* STATED GOAL *
Would you transcribe the listing that follows, character for character, and omit its images?

* DATA *
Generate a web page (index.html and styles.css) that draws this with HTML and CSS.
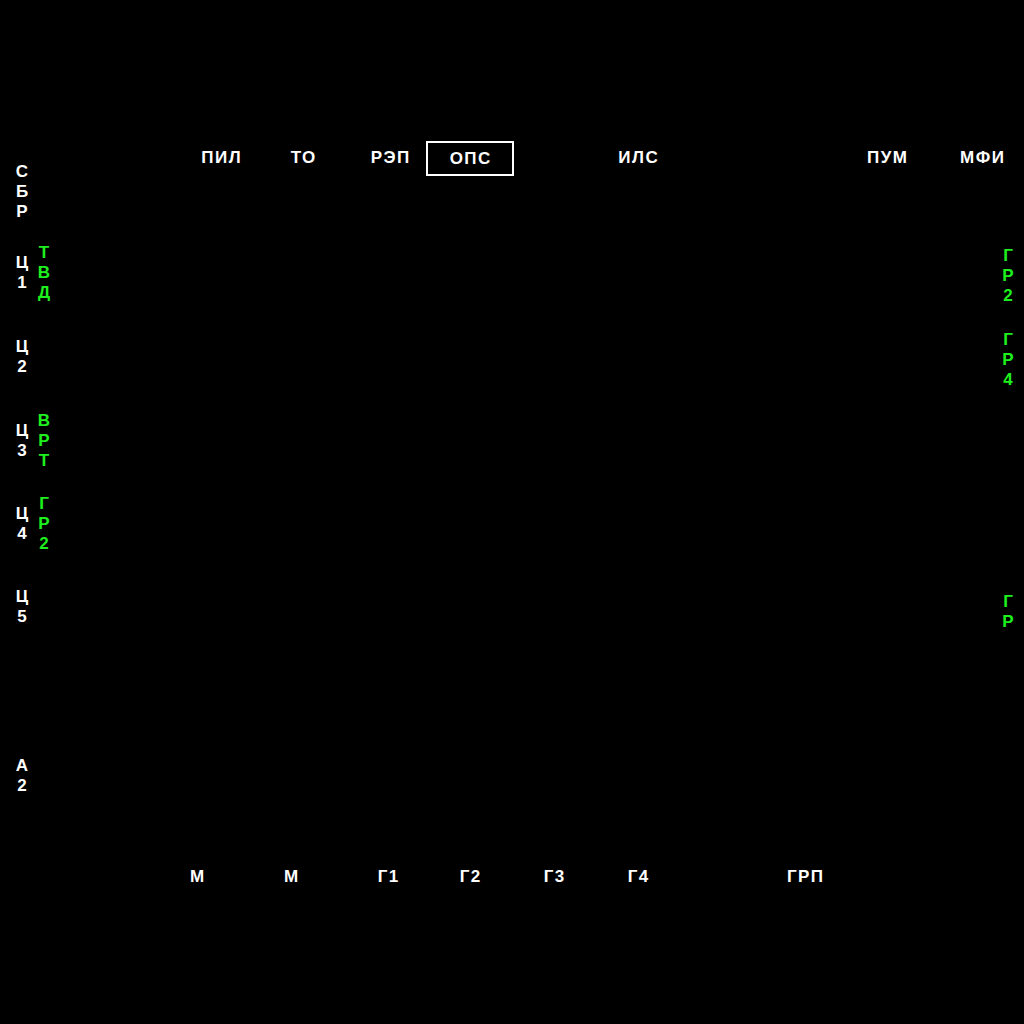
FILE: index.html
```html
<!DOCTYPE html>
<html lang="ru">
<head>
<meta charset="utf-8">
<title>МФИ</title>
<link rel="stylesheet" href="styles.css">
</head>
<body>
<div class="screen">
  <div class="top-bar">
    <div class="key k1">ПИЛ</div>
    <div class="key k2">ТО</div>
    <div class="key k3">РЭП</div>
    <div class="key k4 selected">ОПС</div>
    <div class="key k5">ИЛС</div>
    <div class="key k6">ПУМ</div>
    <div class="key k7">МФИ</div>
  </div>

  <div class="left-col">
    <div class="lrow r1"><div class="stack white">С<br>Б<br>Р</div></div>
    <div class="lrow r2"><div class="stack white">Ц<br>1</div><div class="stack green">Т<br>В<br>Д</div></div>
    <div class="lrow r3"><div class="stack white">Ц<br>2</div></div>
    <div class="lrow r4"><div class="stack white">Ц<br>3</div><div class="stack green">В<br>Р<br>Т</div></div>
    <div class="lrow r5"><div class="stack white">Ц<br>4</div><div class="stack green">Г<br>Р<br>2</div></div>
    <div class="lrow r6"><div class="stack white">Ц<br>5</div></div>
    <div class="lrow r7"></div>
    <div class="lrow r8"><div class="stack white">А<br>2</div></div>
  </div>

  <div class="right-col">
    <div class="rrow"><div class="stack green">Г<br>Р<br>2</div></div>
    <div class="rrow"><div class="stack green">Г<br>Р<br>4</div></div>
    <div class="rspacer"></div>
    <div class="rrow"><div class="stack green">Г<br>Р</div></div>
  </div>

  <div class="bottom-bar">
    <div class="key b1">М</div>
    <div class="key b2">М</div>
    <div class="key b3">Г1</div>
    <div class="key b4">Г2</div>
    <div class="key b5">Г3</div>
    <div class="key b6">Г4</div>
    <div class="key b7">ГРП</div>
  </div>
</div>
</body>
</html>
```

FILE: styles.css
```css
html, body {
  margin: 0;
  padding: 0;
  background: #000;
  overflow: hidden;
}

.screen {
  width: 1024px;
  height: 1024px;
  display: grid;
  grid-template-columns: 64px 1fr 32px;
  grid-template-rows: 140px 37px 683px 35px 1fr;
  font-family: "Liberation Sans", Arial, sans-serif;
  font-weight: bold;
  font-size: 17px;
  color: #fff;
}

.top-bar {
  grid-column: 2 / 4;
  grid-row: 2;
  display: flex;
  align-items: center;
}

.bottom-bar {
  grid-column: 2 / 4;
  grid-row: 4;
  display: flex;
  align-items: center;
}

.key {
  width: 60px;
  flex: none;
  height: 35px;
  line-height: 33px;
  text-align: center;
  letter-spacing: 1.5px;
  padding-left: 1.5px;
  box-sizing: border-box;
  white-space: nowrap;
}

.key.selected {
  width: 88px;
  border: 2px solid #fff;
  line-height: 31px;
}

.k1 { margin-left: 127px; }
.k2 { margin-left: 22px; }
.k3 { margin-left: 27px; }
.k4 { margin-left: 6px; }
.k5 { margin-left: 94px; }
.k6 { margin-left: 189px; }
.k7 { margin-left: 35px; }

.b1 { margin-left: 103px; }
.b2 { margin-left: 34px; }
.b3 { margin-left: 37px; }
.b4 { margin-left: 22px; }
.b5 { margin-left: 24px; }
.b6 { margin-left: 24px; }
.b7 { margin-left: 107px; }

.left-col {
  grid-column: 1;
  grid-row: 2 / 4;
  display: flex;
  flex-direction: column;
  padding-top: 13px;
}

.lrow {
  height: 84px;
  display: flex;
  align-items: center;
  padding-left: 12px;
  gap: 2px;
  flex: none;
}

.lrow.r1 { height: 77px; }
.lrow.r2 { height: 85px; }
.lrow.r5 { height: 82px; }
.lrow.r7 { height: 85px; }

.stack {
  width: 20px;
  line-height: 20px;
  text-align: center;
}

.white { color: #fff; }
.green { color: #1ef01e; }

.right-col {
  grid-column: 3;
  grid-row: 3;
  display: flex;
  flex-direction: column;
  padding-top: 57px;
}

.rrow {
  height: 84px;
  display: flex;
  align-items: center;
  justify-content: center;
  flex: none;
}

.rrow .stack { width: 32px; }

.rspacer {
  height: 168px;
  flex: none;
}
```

* WRITTEN ANSWER *
Generate a web page (index.html and styles.css) that draws this with HTML and CSS.
FILE: index.html
```html
<!DOCTYPE html>
<html lang="ru">
<head>
<meta charset="utf-8">
<title>МФИ</title>
<link rel="stylesheet" href="styles.css">
</head>
<body>
<div class="screen">
  <div class="top-bar">
    <div class="key k1">ПИЛ</div>
    <div class="key k2">ТО</div>
    <div class="key k3">РЭП</div>
    <div class="key k4 selected">ОПС</div>
    <div class="key k5">ИЛС</div>
    <div class="key k6">ПУМ</div>
    <div class="key k7">МФИ</div>
  </div>

  <div class="left-col">
    <div class="lrow r1"><div class="stack white">С<br>Б<br>Р</div></div>
    <div class="lrow r2"><div class="stack white">Ц<br>1</div><div class="stack green">Т<br>В<br>Д</div></div>
    <div class="lrow r3"><div class="stack white">Ц<br>2</div></div>
    <div class="lrow r4"><div class="stack white">Ц<br>3</div><div class="stack green">В<br>Р<br>Т</div></div>
    <div class="lrow r5"><div class="stack white">Ц<br>4</div><div class="stack green">Г<br>Р<br>2</div></div>
    <div class="lrow r6"><div class="stack white">Ц<br>5</div></div>
    <div class="lrow r7"></div>
    <div class="lrow r8"><div class="stack white">А<br>2</div></div>
  </div>

  <div class="right-col">
    <div class="rrow"><div class="stack green">Г<br>Р<br>2</div></div>
    <div class="rrow"><div class="stack green">Г<br>Р<br>4</div></div>
    <div class="rspacer"></div>
    <div class="rrow"><div class="stack green">Г<br>Р</div></div>
  </div>

  <div class="bottom-bar">
    <div class="key b1">М</div>
    <div class="key b2">М</div>
    <div class="key b3">Г1</div>
    <div class="key b4">Г2</div>
    <div class="key b5">Г3</div>
    <div class="key b6">Г4</div>
    <div class="key b7">ГРП</div>
  </div>
</div>
</body>
</html>
```

FILE: styles.css
```css
html, body {
  margin: 0;
  padding: 0;
  background: #000;
  overflow: hidden;
}

.screen {
  width: 1024px;
  height: 1024px;
  display: grid;
  grid-template-columns: 64px 1fr 32px;
  grid-template-rows: 140px 37px 683px 35px 1fr;
  font-family: "Liberation Sans", Arial, sans-serif;
  font-weight: bold;
  font-size: 17px;
  color: #fff;
}

.top-bar {
  grid-column: 2 / 4;
  grid-row: 2;
  display: flex;
  align-items: center;
}

.bottom-bar {
  grid-column: 2 / 4;
  grid-row: 4;
  display: flex;
  align-items: center;
}

.key {
  width: 60px;
  flex: none;
  height: 35px;
  line-height: 33px;
  text-align: center;
  letter-spacing: 1.5px;
  padding-left: 1.5px;
  box-sizing: border-box;
  white-space: nowrap;
}

.key.selected {
  width: 88px;
  border: 2px solid #fff;
  line-height: 31px;
}

.k1 { margin-left: 127px; }
.k2 { margin-left: 22px; }
.k3 { margin-left: 27px; }
.k4 { margin-left: 6px; }
.k5 { margin-left: 94px; }
.k6 { margin-left: 189px; }
.k7 { margin-left: 35px; }

.b1 { margin-left: 103px; }
.b2 { margin-left: 34px; }
.b3 { margin-left: 37px; }
.b4 { margin-left: 22px; }
.b5 { margin-left: 24px; }
.b6 { margin-left: 24px; }
.b7 { margin-left: 107px; }

.left-col {
  grid-column: 1;
  grid-row: 2 / 4;
  display: flex;
  flex-direction: column;
  padding-top: 13px;
}

.lrow {
  height: 84px;
  display: flex;
  align-items: center;
  padding-left: 12px;
  gap: 2px;
  flex: none;
}

.lrow.r1 { height: 77px; }
.lrow.r2 { height: 85px; }
.lrow.r5 { height: 82px; }
.lrow.r7 { height: 85px; }

.stack {
  width: 20px;
  line-height: 20px;
  text-align: center;
}

.white { color: #fff; }
.green { color: #1ef01e; }

.right-col {
  grid-column: 3;
  grid-row: 3;
  display: flex;
  flex-direction: column;
  padding-top: 57px;
}

.rrow {
  height: 84px;
  display: flex;
  align-items: center;
  justify-content: center;
  flex: none;
}

.rrow .stack { width: 32px; }

.rspacer {
  height: 168px;
  flex: none;
}
```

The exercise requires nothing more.